» **EXERCISE PROMPT**
Which lines hold the word "TypeScript"? Copy each of them.

+++

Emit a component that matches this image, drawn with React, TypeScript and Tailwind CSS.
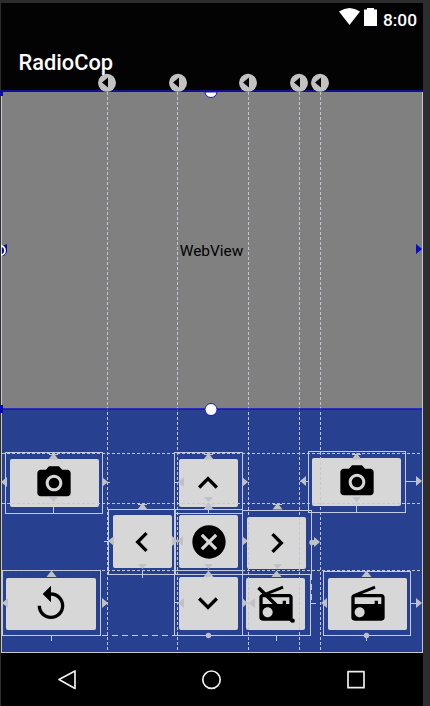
import React from "react";
import {
  MdPhotoCamera,
  MdKeyboardArrowUp,
  MdKeyboardArrowDown,
  MdKeyboardArrowLeft,
  MdKeyboardArrowRight,
  MdCancel,
  MdReplay,
  MdRadio,
} from "react-icons/md";

type WidgetProps = { box: string; inner: string; children: React.ReactNode };

/* One image button on the constraint canvas: selection outline plus the button face. */
function Widget({ box, inner, children }: WidgetProps) {
  return (
    <div className={`absolute border border-[#c3cbe3] ${box}`}>
      <div className={`flex items-center justify-center rounded-[2px] bg-[#d7d7d7] text-black ${inner}`}>
        {children}
      </div>
    </div>
  );
}

function RadioOff() {
  return (
    <span className="relative block size-10">
      <MdRadio className="size-10" />
      <svg className="absolute inset-0 size-10" viewBox="0 0 24 24">
        <path d="M1.500 2.300L21.700 22" stroke="#000" strokeWidth="2.100" />
        <circle cx="22" cy="22" r="1.300" />
      </svg>
    </span>
  );
}

const columns = [107.5, 177.5, 248.5, 299.5, 320.5];
const rows = [453.5, 503.5, 570.5];

const up = [[53, 453], [208, 453], [356, 453], [142, 503], [208, 503], [277, 503], [51, 570.5], [208, 570.5], [276, 570.5], [366, 570.5]];
const down = [[53, 497], [208, 497], [356, 497], [142, 564], [208, 564], [277, 564]];
const left = [[1, 482], [178, 482], [300, 481], [108, 541], [177, 541], [2, 603], [178, 603], [249, 603], [321, 603]];
const right = [[108, 482], [248, 482], [422, 481], [178, 541], [248, 541], [320, 542], [108, 603], [248, 603], [422, 603]];

/* Guidelines, constraint arrows and resize handles, drawn in screen coordinates. */
function Overlay() {
  return (
    <svg className="pointer-events-none absolute left-0 top-0" width="430" height="706" viewBox="0 0 430 706">
      <path d="M1.500 91V653M422.500 91V653M1 652.500H423" stroke="#c5c8cf" fill="none" />
      <g stroke="#c3c7d2" strokeDasharray="3 2">
        {columns.map((x) => <path key={x} d={`M${x} 92V652`} />)}
        {rows.map((y) => <path key={y} d={`M2 ${y}H422`} />)}
      </g>
      <path d="M102 635.500H174M311.500 574V603" stroke="#c3cbe3" strokeDasharray="6 4" />
      <path
        d="M53.500 507V514M356.500 502V512M142.500 570V578M208.500 507V514M51.500 635V641M276.500 635V641M366.500 635V641M102 482.500H110M300 481.500H308M406 481.500H416M104 541.500H112M174 482.500H180M174 602.500H180M311 603.500H316M410 603.500H417M311 542.500H315M138 504.500H147M204 504.500H213M273 504.500H282M49 454.500H58M204 454.500H213M352 454.500H361"
        stroke="#c3cbe3"
      />
      <g fill="#c0c1c4">
        {up.map(([x, y], i) => <path key={i} d={`M${x + 0.5} ${y}l5 6.500h-10z`} />)}
        {down.map(([x, y], i) => <path key={i} d={`M${x + 0.5} ${y + 5}l4.500-5h-9z`} />)}
        {left.map(([x, y], i) => <path key={i} d={`M${x} ${y}l6-5v10z`} />)}
        {right.map(([x, y], i) => <path key={i} d={`M${x} ${y}l-6-5v10z`} />)}
        <circle cx="208.500" cy="635.500" r="2.700" />
        <circle cx="366.500" cy="635.500" r="2.700" />
        <circle cx="312" cy="542.500" r="2.700" />
      </g>
      <path d="M1 91H423" stroke="#101090" strokeWidth="2" />
      <path d="M1 409H422" stroke="#1212cc" strokeWidth="1.300" />
      <path d="M0 91h3v5h-3zM0 405h3v8h-3zM2 246l5-2v8l-3 4h-2z" fill="#0909b4" />
      <path d="M1 246a4 4.500 0 0 1 0 9" fill="none" stroke="#fff" strokeWidth="1.800" />
      <path d="M416 244l6 5-6 5z" fill="#0909d0" />
      <path d="M205 92a6 5.500 0 0 0 12 0z" fill="#fff" stroke="#1515b5" strokeWidth="1" />
      <circle cx="211" cy="409.500" r="6" fill="#fff" stroke="#1717d5" strokeWidth="1" />
      {[107, 178, 248, 299, 320].map((x) => (
        <g key={x}>
          <circle cx={x} cy="82.800" r="9" fill="#c2c2c2" />
          <path d={`M${x - 5} 82.500l6-5v10z`} fill="#000" />
        </g>
      ))}
    </svg>
  );
}

export default function App() {
  return (
    <div className="relative h-[706px] w-[430px] overflow-hidden bg-[#2d2d2f] pl-px pt-[3px] font-[Roboto,sans-serif]">
      <div className="flex h-[703px] w-[422px] flex-col bg-[#030303]">
        <div className="flex h-8 shrink-0 items-start justify-end pr-[6px] pt-[5px] text-white">
          <svg className="mr-1" width="21" height="17" viewBox="0 0 21 17">
            <path d="M0 3.500Q10.500-3.500 21 3.500L10.500 17z" fill="currentColor" />
          </svg>
          <svg className="mr-[6px]" width="13" height="18" viewBox="0 0 13 18">
            <path d="M0 1.500h3V0h7v1.500h3V18H0z" fill="currentColor" />
          </svg>
          <span className="pt-[2px] text-[17.300px] font-medium leading-5">8:00</span>
        </div>
        <div className="flex h-14 shrink-0 items-center pl-[17.500px] text-[21.800px] font-medium text-white">
          <span>RadioCop</span>
        </div>
        <div className="flex h-[318px] shrink-0 items-center justify-center bg-[#808080] pr-px pt-[3px] text-[15.400px] text-black">
          WebView
        </div>
        <div className="h-[244px] shrink-0 bg-[#27408f]" />
        <div className="flex grow items-center bg-black">
          <svg className="ml-[56px]" width="22" height="22" viewBox="0 0 22 22" fill="none" stroke="#eee" strokeWidth="1.700" strokeLinejoin="round">
            <path d="M2 10.500L18 2v17.500z" />
          </svg>
          <svg className="ml-[122px]" width="22" height="22" viewBox="0 0 22 22" fill="none" stroke="#eee" strokeWidth="1.700">
            <circle cx="10.500" cy="10.700" r="8.700" />
          </svg>
          <svg className="ml-[123px]" width="22" height="22" viewBox="0 0 22 22" fill="none" stroke="#eee" strokeWidth="1.700" strokeLinejoin="round">
            <rect x="2" y="2.700" width="16" height="16" />
          </svg>
        </div>
      </div>

      <Widget box="left-[5px] top-[452px] h-[62px] w-[98px]" inner="ml-1 mt-1.5 h-[48px] w-[89px] pr-px">
        <MdPhotoCamera className="size-10" />
      </Widget>
      <Widget box="left-[174px] top-[452px] h-[62px] w-[69px]" inner="ml-1 mt-1.5 h-[48px] w-[59px] pr-px">
        <MdKeyboardArrowUp className="size-10" />
      </Widget>
      <Widget box="left-[308px] top-[451px] h-[62px] w-[98px]" inner="ml-[3px] mt-1.5 h-[48px] w-[89px] pb-px">
        <MdPhotoCamera className="size-10" />
      </Widget>
      <Widget box="left-[108px] top-[509px] h-[66px] w-[68px]" inner="ml-1 mt-[5px] h-[53px] w-[59px] pr-px">
        <MdKeyboardArrowLeft className="size-10" />
      </Widget>
      <Widget box="left-[174px] top-[509px] h-[66px] w-[69px]" inner="ml-1 mt-[5px] h-[53px] w-[59px]">
        <MdCancel className="size-10" />
      </Widget>
      <Widget box="left-[242px] top-[510px] h-[65px] w-[70px]" inner="ml-1 mt-1.5 h-[52px] w-[59px]">
        <MdKeyboardArrowRight className="size-10" />
      </Widget>
      <Widget box="left-[2px] top-[570px] h-[66px] w-[99px]" inner="ml-[3px] mt-[7px] h-[52px] w-[90px]">
        <MdReplay className="size-10" />
      </Widget>
      <Widget box="left-[174px] top-[570px] h-[66px] w-[69px]" inner="ml-1 mt-1.5 h-[53px] w-[59px] pb-px pr-px">
        <MdKeyboardArrowDown className="size-10" />
      </Widget>
      <Widget box="left-[242px] top-[574px] h-[62px] w-[69px]" inner="ml-[3px] mt-[3px] h-[52px] w-[59px]">
        <RadioOff />
      </Widget>
      <Widget box="left-[323px] top-[571px] h-[65px] w-[88px]" inner="ml-1 mt-1.5 h-[52px] w-[79px]">
        <MdRadio className="size-10" />
      </Widget>
      <Overlay />
    </div>
  );
}
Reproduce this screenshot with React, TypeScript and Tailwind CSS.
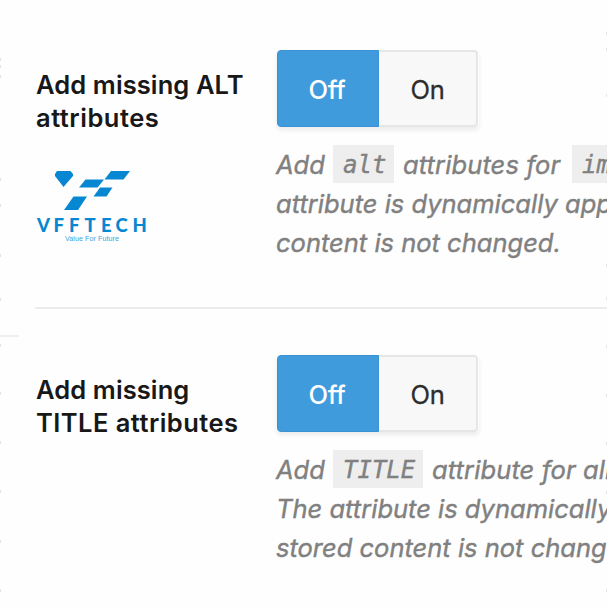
import React, { ReactNode } from 'react';

const Toggle: React.FC = () => (
  <div className="flex h-[77px] w-[202px] rounded-[4px] shadow-[0_3px_5px_rgba(0,0,0,0.08)]">
    <button
      type="button"
      className="w-[102px] rounded-l-[4px] border border-[#3a92d2] bg-[#409bdd] pt-[4px] pr-[2px] text-[25.5px] font-medium tracking-[-0.3px] text-white"
    >
      Off
    </button>
    <button
      type="button"
      className="w-[99px] rounded-r-[4px] border-2 border-l-0 border-[#e6e6e6] bg-[#f8f8f8] pt-[4px] text-[25.5px] tracking-[-0.3px] text-[#2d2d2d] [-webkit-text-stroke:0.3px]"
    >
      On
    </button>
  </div>
);

const Code: React.FC<{ children: ReactNode; className?: string }> = ({ children, className = '' }) => (
  <code
    className={`-mt-[3px] block h-[38px] shrink-0 bg-[#eeeeee] font-['DejaVu_Sans_Mono',monospace] text-[24px] leading-[40px] ${className}`}
  >
    {children}
  </code>
);

const Logo: React.FC = () => (
  <svg width="114" height="74" viewBox="0 0 114 74" aria-label="VFFTECH" className="block">
    <g fill="#0787d1">
      <path d="M21 2h13.500l2.500 3v2l-9.500 11L19 7V5z" />
      <path d="M75 2h19l-6.500 8.500H68.500z" />
      <path d="M49.500 10.500h18.500l-6.500 8H43z" />
      <path d="M64 18.500h12.500l-6 9H57.500z" />
      <path d="M37.500 27.500h13.500l-9 13.500H28z" />
    </g>
    <g fill="#0787d1" fontFamily="Lato, sans-serif" fontSize="18.500" fontWeight="900">
      <text x="1" y="63">V</text>
      <text x="17.500" y="63">F</text>
      <text x="33" y="63">F</text>
      <text x="48.500" y="63">T</text>
      <text x="65" y="63">E</text>
      <text x="79.500" y="63">C</text>
      <text x="96.500" y="63">H</text>
    </g>
    <text x="29" y="72" fill="#3fa2dd" fontFamily="Liberation Sans, sans-serif" fontSize="7.200" textLength="54">
      Value For Future
    </text>
  </svg>
);

interface SettingRowProps {
  title: ReactNode;
  children: ReactNode;
  logo?: boolean;
}

const SettingRow: React.FC<SettingRowProps> = ({ title, children, logo = false }) => (
  <section className="ml-[36px] grid grid-cols-[241px_1fr]">
    <div className="pt-[18px]">
      <h2 className="text-[25.500px] leading-[33px] font-semibold tracking-[0.1px] whitespace-nowrap text-[#181818] [font-variant-ligatures:none]">
        {title}
      </h2>
      {logo && (
        <div className="pt-[35px]">
          <Logo />
        </div>
      )}
    </div>
    <div className="min-w-0">
      <Toggle />
      <div className="-ml-px pt-[19px] text-[25.500px] leading-[38.750px] whitespace-nowrap text-[#808080] italic [-webkit-text-stroke:0.4px] [font-variant-ligatures:none]">
        {children}
      </div>
    </div>
  </section>
);

const leftMarks = [58, 65, 75, 178, 204, 254, 298, 344, 392, 441, 490, 540, 589];
const rightMarks = [32, 48, 94, 264, 297, 345, 394, 442, 491, 589];

const EdgeMarks: React.FC<{ marks: number[]; className: string }> = ({ marks, className }) => (
  <div className={`absolute top-0 h-full w-px ${className}`}>
    {marks.map((y) => (
      <i key={y} className="absolute h-[3px] w-px bg-[#e4e4e4]" style={{ top: y }} />
    ))}
  </div>
);

export default function App() {
  return (
    <main className="relative h-[607px] w-[607px] overflow-hidden bg-[#fefefe] pt-[50px] font-['Inter',sans-serif]">
      <div className="h-[257px]">
        <SettingRow logo title={<>Add missing ALT<br /><span className="tracking-[0.5px]">attributes</span></>}>
          <div className="flex h-[39px] items-center">
            <span className="w-[57px] shrink-0">Add</span>
            <Code className="w-[61px] pl-[10px]">alt</Code>
            <span className="ml-[9px] w-[169px] shrink-0 tracking-[0.1px]">attributes for</span>
            <Code className="w-[66px] pl-[10px]">im</Code>
          </div>
          <div>attribute is dynamically app</div>
          <div>content is not changed.</div>
        </SettingRow>
      </div>
      <hr className="ml-[35px] border-t-2 border-[#ececec]" />
      <div className="flex h-[46px] items-center pt-[8px]">
        <div className="h-[2px] w-[19px] bg-[#f0f0f0]" />
      </div>
      <SettingRow title={<>Add missing<br /><span className="tracking-[0.45px]">TITLE attributes</span></>}>
        <div className="flex h-[39px] items-center">
          <span className="w-[57px] shrink-0">Add</span>
          <Code className="w-[90px] pl-[10px]">TITLE</Code>
          <span className="ml-[9px] tracking-[0.1px]">attribute for all</span>
        </div>
        <div>The attribute is dynamically</div>
        <div>stored content is not chang</div>
      </SettingRow>
      <EdgeMarks marks={leftMarks} className="left-0" />
      <EdgeMarks marks={rightMarks} className="right-0" />
    </main>
  );
}
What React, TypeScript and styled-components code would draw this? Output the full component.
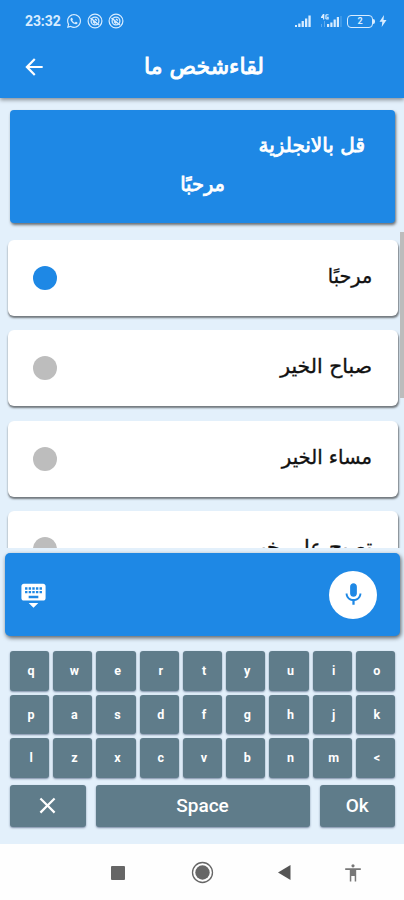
import React from 'react';
import styled, { createGlobalStyle } from 'styled-components';
import { MdArrowBack, MdKeyboardHide, MdMic, MdClose } from 'react-icons/md';
import { FaWhatsapp } from 'react-icons/fa';

const BLUE = '#1e88e5';
const SLATE = '#5f7c8a';

const GlobalStyle = createGlobalStyle`
  * { box-sizing: border-box; }
  body { margin: 0; background: #e3f2fd; }
`;

const Screen = styled.main`
  display: flex;
  flex-direction: column;
  width: 404px;
  height: 900px;
  overflow: hidden;
  background: #e3f0fb;
  font-family: Roboto, 'DejaVu Sans', sans-serif;
`;

const Header = styled.header`
  flex: none;
  height: 98px;
  background: ${BLUE};
  color: #fff;
  box-shadow: 0 2px 4px rgba(0, 0, 0, 0.4);
`;

const StatusBar = styled.div`
  display: flex;
  align-items: center;
  height: 42px;
  padding: 0 17px 0 25px;
  color: #d8ecff;
`;

const Clock = styled.span`
  width: 35px;
  margin-right: 6px;
  font-size: 14px;
  font-weight: 700;
  letter-spacing: -0.1px;
`;

const StatusIcons = styled.div`
  display: flex;
  align-items: center;
  gap: 5px;
`;

const StatusRight = styled.div`
  display: flex;
  align-items: center;
  margin-left: auto;
`;

const TitleBar = styled.div`
  display: grid;
  grid-template-columns: 46px 1fr;
  align-items: center;
  height: 49px;
  padding: 0 0 0 21px;
  svg { display: block; }
`;

const Arabic = styled.span<{ $size: number; $stroke?: number; $scale?: number }>`
  display: block;
  direction: rtl;
  white-space: nowrap;
  font-family: 'DejaVu Sans', sans-serif;
  font-size: ${p => p.$size}px;
  font-weight: 400;
  line-height: 28px;
  -webkit-text-stroke: ${p => p.$stroke ?? 0}px currentColor;
  transform: scaleX(${p => p.$scale ?? 1});
  transform-origin: right center;
`;

const Title = styled.h1`
  margin: 0;
  padding-right: 140px;
`;

const Prompt = styled.section`
  flex: none;
  height: 113px;
  margin: 12px 9px 0 10px;
  padding: 21px 30px 0 0;
  border-radius: 4px;
  background: ${BLUE};
  color: #fff;
  box-shadow: 1px 2px 3px rgba(0, 0, 0, 0.55);
`;

const PromptWord = styled.div`
  padding: 11px 140px 0 0;
`;

const ListArea = styled.div`
  flex: none;
  display: flex;
  height: 316px;
  margin-top: 9px;
  overflow: hidden;
`;

const List = styled.ul`
  flex: 1;
  display: flex;
  flex-direction: column;
  gap: 14.5px;
  margin: 0;
  padding: 7.5px 2px 0 7.5px;
  list-style: none;
`;

const Item = styled.li`
  flex: none;
  display: flex;
  align-items: center;
  justify-content: space-between;
  height: 76px;
  padding: 0 26px 0 25.5px;
  border-radius: 6px;
  background: #fff;
  color: #111;
  box-shadow: 0.5px 2px 2px rgba(0, 0, 0, 0.5);
`;

const Phrase = styled.div`
  padding-bottom: 4px;
`;

const Dot = styled.span<{ $on?: boolean }>`
  width: 24px;
  height: 24px;
  border-radius: 50%;
  background: ${p => (p.$on ? BLUE : '#bdbdbd')};
`;

const ScrollThumb = styled.div`
  width: 4px;
  height: 166px;
  background: #bcbcbc;
`;

const VoicePanel = styled.section`
  flex: none;
  display: flex;
  align-items: center;
  justify-content: space-between;
  height: 83px;
  margin: 5px 4px 0 5px;
  padding: 0 23px 0 14px;
  border-radius: 5px;
  background: ${BLUE};
  color: #fff;
  box-shadow: 1px 2px 4px rgba(0, 0, 0, 0.6);
`;

const MicButton = styled.button`
  display: grid;
  place-items: center;
  width: 48px;
  height: 48px;
  padding: 0;
  border: 0;
  border-radius: 50%;
  background: #fff;
  color: ${BLUE};
`;

const Keyboard = styled.section`
  flex: none;
  height: 208px;
  padding: 15px 9px 0 10px;
`;

const KeyGrid = styled.div`
  display: grid;
  grid-template-columns: repeat(9, 1fr);
  grid-auto-rows: 39.5px;
  gap: 4px;
`;

const Key = styled.button`
  display: grid;
  place-items: center;
  padding: 0 0 0 3px;
  border: 0;
  border-radius: 3px;
  background: ${SLATE};
  color: #fff;
  font: 700 12.5px Roboto, sans-serif;
  box-shadow: 0 1px 2px rgba(20, 40, 80, 0.5);
`;

const WideRow = styled.div`
  display: grid;
  grid-template-columns: 75.5px 1fr 75.5px;
  gap: 10px;
  height: 42.5px;
  margin-top: 7px;
`;

const WideKey = styled(Key)`
  padding: 0;
  font-size: 19px;
  font-weight: 500;
`;

const NavBar = styled.nav`
  flex: 1;
  display: flex;
  align-items: center;
  padding: 1px 0 0 110px;
  background: #fefefe;
  color: #666;
  svg { display: block; }
`;

const NavSlot = styled.span<{ $gap: number }>`
  margin-left: ${p => p.$gap}px;
`;

const Gap = styled.span<{ $w: number }>`
  width: ${p => p.$w}px;
`;

const BlockedIcon = () => (
  <svg width="16" height="16" viewBox="0 0 16 16" fill="none" stroke="currentColor">
    <circle cx="8" cy="8" r="6.9" strokeWidth="1.2" />
    <circle cx="8" cy="8" r="3.9" strokeWidth="1.3" />
    <path d="M3.5 5 12 12M6 8.5l2 2M8 6l2 1.5" strokeWidth="1.5" />
  </svg>
);

const SignalIcon = () => (
  <svg width="18" height="14" viewBox="0 0 18 14" fill="currentColor">
    <path d="M1 11h2v2H1zM4.2 9.5h2.3V13H4.2zM7.6 7h2.3v6H7.6zM11 4.5h2.3V13H11zM14.4 1.5h2.3V13h-2.3z" />
  </svg>
);

const DataSignalIcon = () => (
  <svg width="22" height="14" viewBox="0 0 22 14" fill="currentColor">
    <path d="M3 0 1 3v1h2v1.5h1.3V0zM8.5.2H6.2L5.3 1v3.8l1 .7h2.4V2.7H7V3.7h.4v.7h-.8V1.3h2z" />
    <path d="M1 10h1v3H1zM4 7h1v6H4z" opacity=".35" />
    <path d="M7 10h2.2v3H7zM10.3 8.5h2.2V13h-2.2zM13.6 5.5h2.2V13h-2.2zM16.8 3H19v10h-2.2z" />
    <path d="M20.5 2h1v11h-1z" opacity=".35" />
  </svg>
);

const Battery = styled.span`
  display: grid;
  place-items: center;
  width: 26px;
  height: 13px;
  margin-left: 5px;
  border: 1.5px solid currentColor;
  border-radius: 4px;
  font: 700 9px/9px Roboto, sans-serif;
`;

const BatteryTip = styled.span`
  width: 2px;
  height: 5px;
  background: currentColor;
  border-radius: 0 2px 2px 0;
`;

const BoltIcon = () => (
  <svg width="8" height="12" viewBox="0 0 8 12" fill="currentColor">
    <path d="M5 0 .5 6.7h2.8L2.7 12 7.5 5H4.5z" />
  </svg>
);

const phrases = [
  { text: 'مرحبًا', on: true, scale: 0.96 },
  { text: 'صباح الخير', scale: 1.02 },
  { text: 'مساء الخير', scale: 0.98 },
  { text: 'تصبح على خير', scale: 1.03 },
];

const keys = [...'qwertyuiopasdfghjklzxcvbnm<'];

export default function App() {
  return (
    <Screen>
      <GlobalStyle />
      <Header>
        <StatusBar>
          <Clock>23:32</Clock>
          <StatusIcons>
            <FaWhatsapp size={16} />
            <BlockedIcon />
            <BlockedIcon />
          </StatusIcons>
          <StatusRight>
            <SignalIcon />
            <Gap $w={8} />
            <DataSignalIcon />
            <Battery>2</Battery>
            <BatteryTip />
            <Gap $w={4} />
            <BoltIcon />
          </StatusRight>
        </StatusBar>
        <TitleBar>
          <MdArrowBack size={26} />
          <Title><Arabic $size={22} $stroke={0.9}>لقاءشخص ما</Arabic></Title>
        </TitleBar>
      </Header>
      <Prompt>
        <Arabic $size={20} $stroke={0.8}>قل بالانجلزية</Arabic>
        <PromptWord><Arabic $size={20} $stroke={0.8} $scale={0.97}>مرحبًا</Arabic></PromptWord>
      </Prompt>
      <ListArea>
        <List>
          {phrases.map(p => (
            <Item key={p.text}>
              <Dot $on={p.on} />
              <Phrase><Arabic $size={20} $stroke={0.35} $scale={p.scale}>{p.text}</Arabic></Phrase>
            </Item>
          ))}
        </List>
        <ScrollThumb />
      </ListArea>
      <VoicePanel>
        <MdKeyboardHide size={29} />
        <MicButton><MdMic size={27} /></MicButton>
      </VoicePanel>
      <Keyboard>
        <KeyGrid>{keys.map(k => <Key key={k}>{k}</Key>)}</KeyGrid>
        <WideRow>
          <WideKey><MdClose size={27} /></WideKey>
          <WideKey>Space</WideKey>
          <WideKey>Ok</WideKey>
        </WideRow>
      </Keyboard>
      <NavBar>
        <svg width="16" height="16"><rect x="1" y="1" width="14" height="14" rx="1" fill="#666" /></svg>
        <NavSlot $gap={65}>
          <svg width="23" height="23" viewBox="0 0 23 23">
            <circle cx="11.5" cy="11.5" r="10" fill="none" stroke="#666" strokeWidth="1.3" />
            <circle cx="11.5" cy="11.5" r="7.2" fill="#666" />
          </svg>
        </NavSlot>
        <NavSlot $gap={63}>
          <svg width="15" height="17" viewBox="0 0 15 17"><path d="M1 8.5 13.5 1v15z" fill="#555" /></svg>
        </NavSlot>
        <NavSlot $gap={52}>
          <svg width="18" height="18" viewBox="0 0 18 18" fill="#777">
            <circle cx="9" cy="1.8" r="1.6" />
            <path d="M1.2 4.3h15.6V6h-4.6v11.5h-1.5V12H7.3v5.5H5.8V6H1.2z" />
          </svg>
        </NavSlot>
      </NavBar>
    </Screen>
  );
}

+++

» **THE SOLUTION**
Emit a component that matches this image, drawn with React, TypeScript and Tailwind CSS.
Reproduce this screenshot with React, TypeScript and Tailwind CSS.
What React, TypeScript and styled-components code would draw this? Output the full component.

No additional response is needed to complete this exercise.